Only approximately 40% of staff teaching Dutch are permanent academics. The remainder are employed on casual contracts, usually as part-timers, often very junior or even students (in the case of Harting Scholars undergraduate students). The strength of their voice within institutions is very weak and this situation makes it easy to suspend Dutch modules and indeed programmes. It also brings a risk of deprofessionalization: the subject often lacks the depth that full-time specialist staff bring.
There are two further related staffing issues that will be important in the longer term. First, the small number of research students means that there is little scope for succession planning. The subject is simply not training the professors of Dutch for the future. This has resulted, and will continue to do so, in such staff being imported from the Low Countries . A further result of this is that the number of permanent staff teaching Dutch who are native speakers of English is extremely low. Yet a good modern languages department has a healthy balance of target language and home language natives. Native speakers of English with a high proficiency in Dutch are the best role models for our students.

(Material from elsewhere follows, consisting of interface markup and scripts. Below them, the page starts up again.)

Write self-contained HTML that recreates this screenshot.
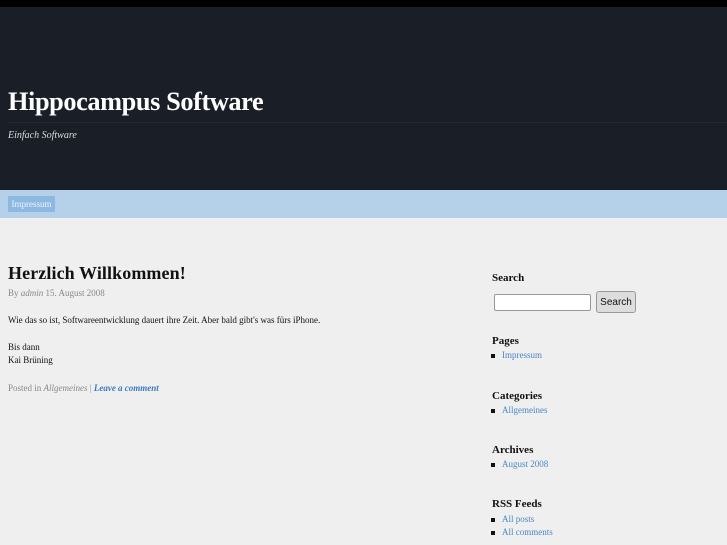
<!DOCTYPE html>
<html><head><meta charset="utf-8"><style>
*{margin:0;padding:0;box-sizing:border-box}
body{width:727px;height:545px;overflow:hidden;background:#efefef;font-family:"Liberation Serif",serif;position:relative}
.top{position:absolute;left:0;top:0;width:727px;height:7px;background:#000}
.hdr{position:absolute;left:0;top:7px;width:727px;height:183px;background:#1a1e26}
.hdr h1{position:absolute;left:8px;top:80px;color:#fff;font-size:26.3px;font-weight:bold;letter-spacing:-0.4px;white-space:nowrap}
.hdr .line{position:absolute;left:8px;top:115px;width:719px;height:1px;background:#262b33}
.hdr .tag{position:absolute;left:8px;top:123px;color:#ddd;font-size:10px;font-style:italic}
.nav{position:absolute;left:0;top:190px;width:727px;height:28px;background:#b5d1ea}
.nav span{position:absolute;left:8px;top:6px;width:47px;height:16px;background:#8db8e0;color:#eef5fc;font-size:9px;line-height:16px;text-align:center}
.a{position:absolute;white-space:nowrap}
h2{font-size:18px;font-weight:bold;color:#111;letter-spacing:0.1px}
.meta{font-size:9px;color:#888}
.p{font-size:9px;color:#111}
.sb{font-size:11px;font-weight:bold;color:#111}
.li{font-size:9px;color:#4a86c5}
.li:before{content:"";position:absolute;left:-11px;top:4px;width:4px;height:4px;background:#111}
a{color:#3a78c0}
</style></head><body>
<div class="top"></div>
<div class="hdr"><h1>Hippocampus Software</h1><div class="line"></div><div class="tag">Einfach Software</div></div>
<div class="nav"><span>Impressum</span></div>
<div class="a" style="left:8px;top:263px"><h2>Herzlich Willkommen!</h2></div>
<div class="a meta" style="left:8px;top:288px">By <i>admin</i> 15. August 2008</div>
<div class="a p" style="left:8px;top:315px">Wie das so ist, Softwareentwicklung dauert ihre Zeit. Aber bald gibt's was fürs iPhone.</div>
<div class="a p" style="left:8px;top:342px">Bis dann</div>
<div class="a p" style="left:8px;top:355px">Kai Brüning</div>
<div class="a meta" style="left:8px;top:383px">Posted in <i>Allgemeines</i> | <a style="font-weight:bold;font-style:italic;text-decoration:none">Leave a comment</a></div>
<div class="a sb" style="left:492px;top:272px">Search</div>
<div class="a" style="left:494px;top:294px;width:97px;height:17px;background:#fff;border:1px solid #999;border-radius:2px"></div>
<div class="a" style="left:596px;top:291px;width:40px;height:22px;background:#ddd;border:1px solid #999;border-radius:3px;font-family:'Liberation Sans',sans-serif;font-size:10px;line-height:21px;text-align:center;color:#111">Search</div>
<div class="a sb" style="left:492px;top:335px">Pages</div>
<div class="a li" style="left:502px;top:350px">Impressum</div>
<div class="a sb" style="left:492px;top:390px">Categories</div>
<div class="a li" style="left:502px;top:405px">Allgemeines</div>
<div class="a sb" style="left:492px;top:444px">Archives</div>
<div class="a li" style="left:502px;top:459px">August 2008</div>
<div class="a sb" style="left:492px;top:498px">RSS Feeds</div>
<div class="a li" style="left:502px;top:514px">All posts</div>
<div class="a li" style="left:502px;top:527px">All comments</div>
</body></html>
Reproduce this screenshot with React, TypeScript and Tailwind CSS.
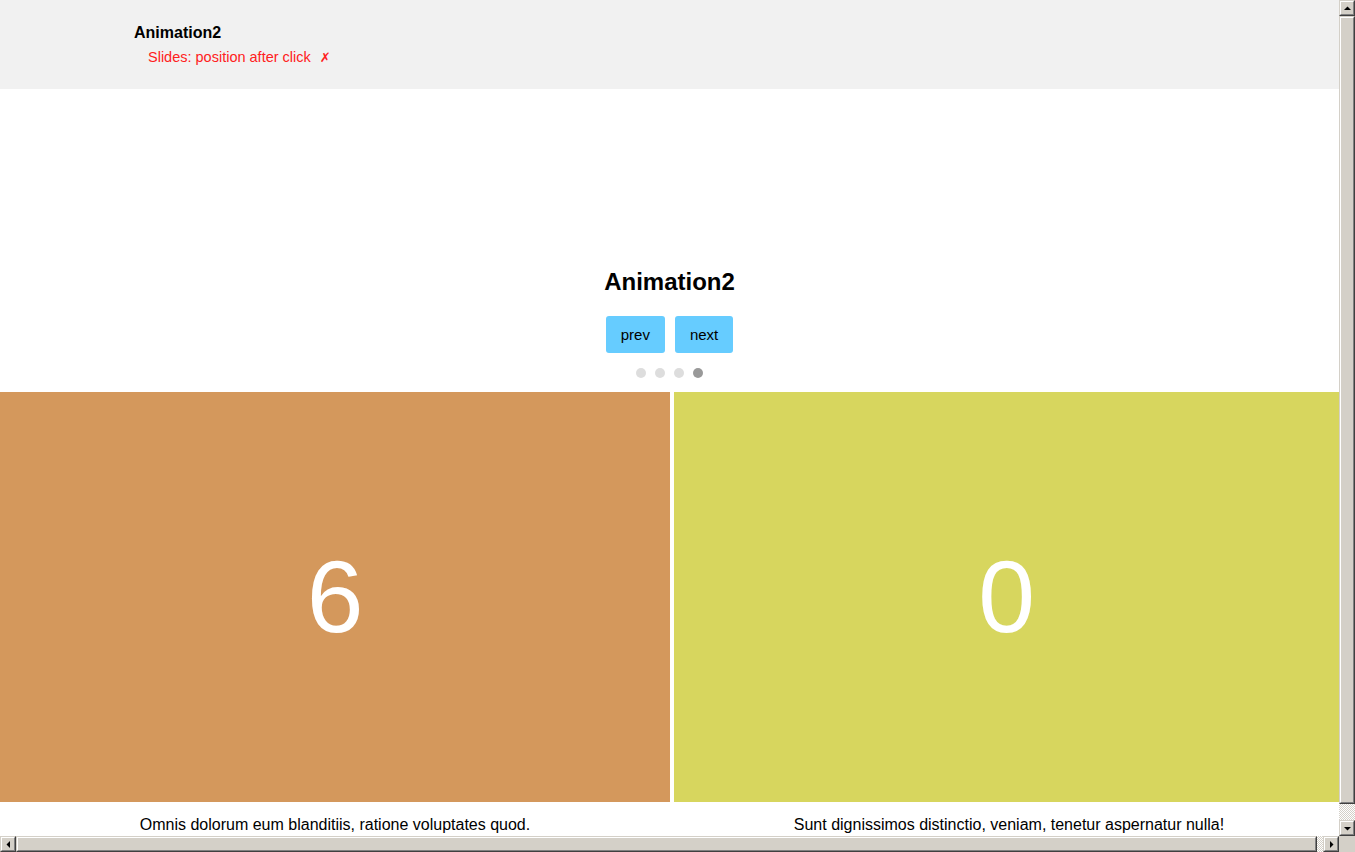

We have already hinted at the likelihood that our survey has not uncovered all the teaching activity in the broader area of Low Countries Studies, nor all research activity. On the assumption of more such activity existing in History departments we carried out a preliminary search on www.history.ac.uk, a resource of the Institute for Historical Research. This revealed the name of just one individual academic in addition to those in appendix C. Needless to say, more information on this aspect of Low Countries Studies must be sought as a matter of urgency. However, the present picture leaves the impression of Low Countries Studies as a peripheral subject, that, outside a few small centres (London, Sheffield), is largely dependent on individual effort and interest.